Two of Greece’s main lenders, managing director of International Monetary Fund, Christine Lagarde, and President of the European Central Bank, Mario Draghi, raised some objections and reservations to Greek Reforms List. Similar concerns were expressed by the 18 finance Ministers at the Eurogroup teleconference on Tuesday afternoon.
“We call on the Greek authorities to further develop and broaden the list of reform measures, based on the current arrangement, in close coordination with the institutions in order to allow for a speedy and successful conclusion of the review.” (Official Eurogroup statemen
t)
The agreement refers to extension up to four months of the current Master Financial Assistance Facility Agreement, that is: not the bailout program imposing austerity measures. However until the Bridge-Program is being reviewed by the lenders in June, Greece will not be able to receive the bailout reimbursement of EUR 7.5 billion. Therefore the reservations.
Both Lagarde and Draghi responded with a letter (e-mail, I assume) to Eurogroup head Jeroen Dijsselbloem after having received the Greek proposals and expressed their reservations.
IMF’s Chrisitne Lagarde, wrote for example, that the proposed measures are “generally not very specific”, underlining the hurdles Greece still faces before it can receive new bailout cash.
“In her letter, Ms Largarde said the Greek list fails to give sufficiently clear assurances on some of the most important measures, including overhauls to the pension system and value-added tax, as well as further steps to liberalise closed sectors. She also mentioned that more details were needed on privatisation of public assets, reforming the public administration and labour market.(full article businesspectator)
In his letter to Dijsselbloem, Mario Draghi noted that the Greek “commitments outlined differ form existing program commitments in a number of areas.”
Below is Mario Draghi’s letter:
Draghi :"commitments outlined differ from existing program commitments in a number of areas". via @gijussayin pic.twitter.com/IuaoJq8CcD #Greece
— Nicholas (@Nicholas___D) February 24, 2015
PS just when you think it’s over, it starts again…
This whole deal is going to crash. The institutions ask for a total surrender by Greece. The only way out is for Greece to obtain a loan from Russia or China, for the amount which was now asked to the institutions, and drop the whole thing with those institutions. Then Greece would have four to six months to prepare a complete plan to meet its international obligations, to make an investment plan, and to meet its social obligations.
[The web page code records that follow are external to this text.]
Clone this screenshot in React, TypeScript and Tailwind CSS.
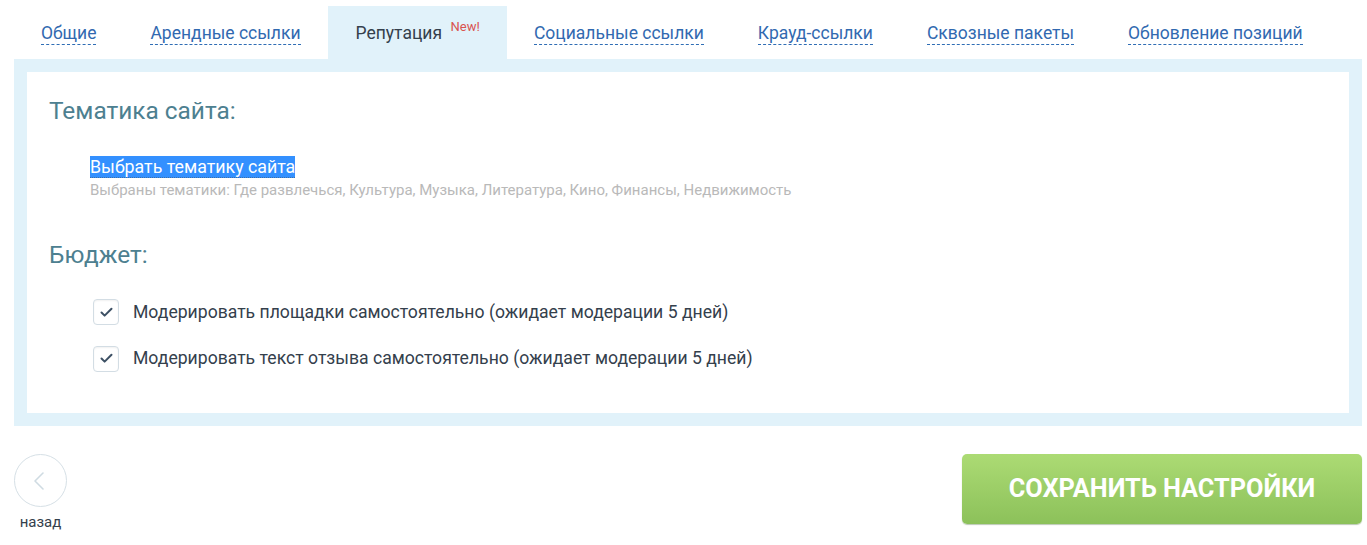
import { Check, ChevronLeft } from 'lucide-react';

const tabs = [
  { label: 'Общие' },
  { label: 'Арендные ссылки' },
  { label: 'Репутация', active: true },
  { label: 'Социальные ссылки' },
  { label: 'Крауд-ссылки' },
  { label: 'Сквозные пакеты' },
  { label: 'Обновление позиций' },
];

const options = [
  'Модерировать площадки самостоятельно (ожидает модерации 5 дней)',
  'Модерировать текст отзыва самостоятельно (ожидает модерации 5 дней)',
];

function Tabs() {
  return (
    <div className="flex h-[53px] items-stretch">
      {tabs.map((t) =>
        t.active ? (
          <div key={t.label} className="relative flex items-center bg-[#e1f2fa] pl-[28px] pr-[65px] pt-[1px]">
            <span className="text-[17.5px] text-[#34404c]">{t.label}</span>
            <span className="absolute left-[123px] top-[11px] text-[13px] text-[#d9534f]">New!</span>
          </div>
        ) : (
          <div key={t.label} className="flex items-center px-[27px] pt-[1px]">
            <span className="border-b border-dashed border-[#2f6db5] leading-[22px] text-[17.5px] text-[#3169b0]">
              {t.label}
            </span>
          </div>
        ),
      )}
    </div>
  );
}

function CheckRow({ text }: { text: string }) {
  return (
    <label className="flex items-center gap-[14px]">
      <span className="flex h-[26px] w-[26px] items-center justify-center rounded-[4px] border border-[#d3dde4] bg-white shadow-[inset_0_1px_2px_rgba(0,0,0,0.06)]">
        <Check size={15} strokeWidth={3.2} className="text-[#3d5064]" />
      </span>
      <span className="text-[17.6px] text-[#34404c]">{text}</span>
    </label>
  );
}

export default function App() {
  return (
    <div className="min-h-[545px] bg-white font-['Roboto',sans-serif]">
      <div className="ml-[14px] w-[1348px] pt-[6px]">
        <Tabs />

        <div className="bg-[#e1f2fa] p-[13px]">
          <div className="h-[341px] bg-white pl-[22px] pt-[24px]">
            <h2 className="text-[24.4px] font-normal leading-[30px] text-[#4d8090]">Тематика сайта:</h2>

            <div className="ml-[41px] mt-[30px]">
              <span className="border-b border-dotted border-[#3d6fa8] bg-[#3390ff] text-[17.8px] leading-[22px] text-white">
                Выбрать тематику сайта
              </span>
              <p className="mt-[0px] text-[15px] leading-[20px] text-[#b9b9b9]">
                Выбраны тематики: Где развлечься, Культура, Музыка, Литература, Кино, Финансы, Недвижимость
              </p>
            </div>

            <h2 className="mt-[40px] text-[24.4px] font-normal leading-[30px] text-[#4d8090]">Бюджет:</h2>

            <div className="ml-[44px] mt-[29px] flex flex-col gap-[20px]">
              {options.map((o) => (
                <CheckRow key={o} text={o} />
              ))}
            </div>
          </div>
        </div>

        <div className="mt-[28px] flex items-start justify-between">
          <div className="flex w-[53px] flex-col items-center">
            <button className="flex h-[53px] w-[53px] items-center justify-center rounded-full border border-[#d6e0e6] bg-white">
              <ChevronLeft size={32} strokeWidth={1.2} className="-ml-[3px] text-[#cfdbe2]" />
            </button>
            <span className="mt-[4px] whitespace-nowrap text-[15px] text-[#34404c]">назад</span>
          </div>

          <button className="h-[70px] w-[400px] rounded-[5px] bg-gradient-to-b from-[#acdb74] to-[#8cc15a] text-[25.3px] font-bold uppercase text-white shadow-[0_1px_1px_rgba(60,100,40,0.35)]">
            Сохранить настройки
          </button>
        </div>
      </div>
    </div>
  );
}
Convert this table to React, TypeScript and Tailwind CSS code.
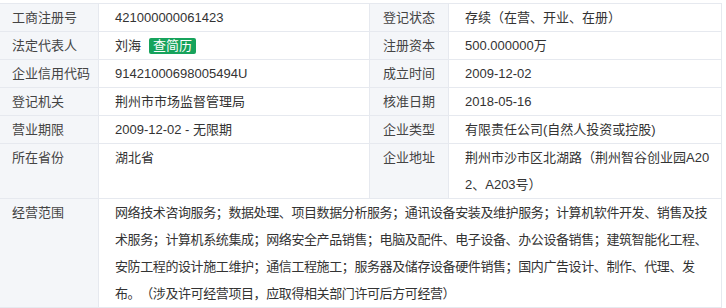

Greece has surrendered. The elephant in the room is that most Greeks don’t want to leave the Euro. Until that view changes SYRIZA will always be seen as bluffing.
Exactly. Within the monetary union without fiscal union Germany is calling shots and the rest are just more or less German debt colonies.
Greek government needs to make it clear for the electorate that it is simply either-or. And after this message is realised, have a referendum.
folks, you want me slowly to believe that Germany is a loan shark?
Well in a sense Germany acts like this. They have got domestic policy issues of hard-liners (mainly Alternative für Deutschland -party) rising and nipping off the votes from ruling CDU/CSU -parties.
I’d recommend Greek government to explain the people what are the realistic alternatives. Now there is 4 monthts on the clock. Does the people wish to continue status quo like last 5 years, or does people wish to regain sovereignity.
Mr. Varoufakis knows for sure that this is the case, but because people are in doubt of national currency the governments hands are also tied. The other Eurozone countries know that Greece is unarmed and harmless while Greece cannot seriously consider leaving the euro.
Greece can and should consider leaving the Euro. It would be the best for all sides involved.
of course, an option is that Germany leaves the euro for the sake of the European spirit
Not a realistic option. If Germany left, all other economically successful nations would topple over themselves to get out, too (nobody wants to be left holding the big bills!), and the Euro would be doomed.
under the euro treaties, euro is doomed anyway
Well, it would unravel the whole EMU and dissolving the unworkable euro, so I am not objecting.
The main concern is that the first one to leave becomes a scapegoat of “destroying the common currency.”
Yes, there would be a total mayhem in the markets across the Europe, but if dissolving the euro is pre-planned and executed smart, it would be very brief moment of uncertainty
Oh Yes! Like that’s going to happen!